For a certain type of player, of which I am one, the implementation of how powers work in 4E was so unappealing, despite how balanced it may be, that it's just not really worth playing. That's not to say that the system is objectively bad, I'm just explaining why, in my case, it is subjectively bad.

And that's fine. You're making an informed and explained statement of opinion without falling back on a played out analogy which never made any sense in the first place.

I'd never say 4e was a system for everyone, if anything it's actually quite niche. But within that niche, cinematic fantasy combat, it executes it exceptionally well.

>I'm not pretending it didn't exist, I readily accept that it did. However, I don't like it in 3.PF either, and frequently houserule other systems in instead.

You are essentially houseruling most of the system then. You may as well apply the same houserule to 4e... but honestly it sounds more likely that you are better off playing some other non D&D game, like M&M3 or GURPS or whatever.

I own GURPS, and believe me if I could get my current group to muster the testicular fortitude to try anything beyond the D20 system we'd already be playing that.

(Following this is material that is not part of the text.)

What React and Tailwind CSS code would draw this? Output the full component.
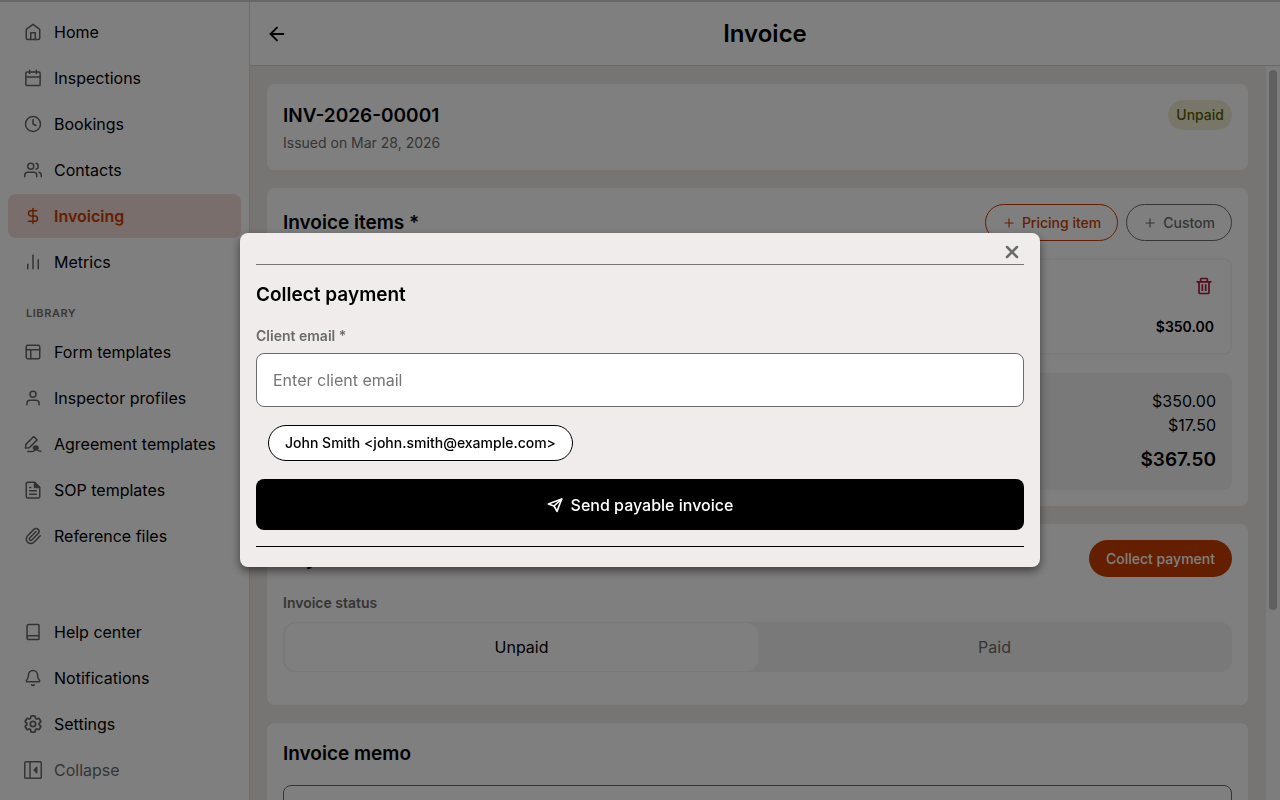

Also, I'm lucky in that my group isn't munchkins at all, and are fairly happy running weaker characters, so there's lots of martials in my group and not many people going heavy caster. I'm in an uncommon position to do the kind of changes I want, since it's not deeply fucking with what the players are trying to do. There's far more use of Ki pools than spell slots in my current game.

>good game design

But, that's exactly what 4e didn't have.

Balanced? It's easy to make a balanced game if you reduce the effective differences between the options, which is what 4e did and ultimately suffered for, with its powers format reducing the available design space into a considerably more narrow focus. And, even then it wasn't as balanced as 4e fans would like to say it is, with clear tiers developing as people came to understand the system better.

If you want good game design, even PF did a better job than 4e, which is sad. Thankfully, 5e learned from the mistakes of its predecessors.

Anybody have that black guy picture?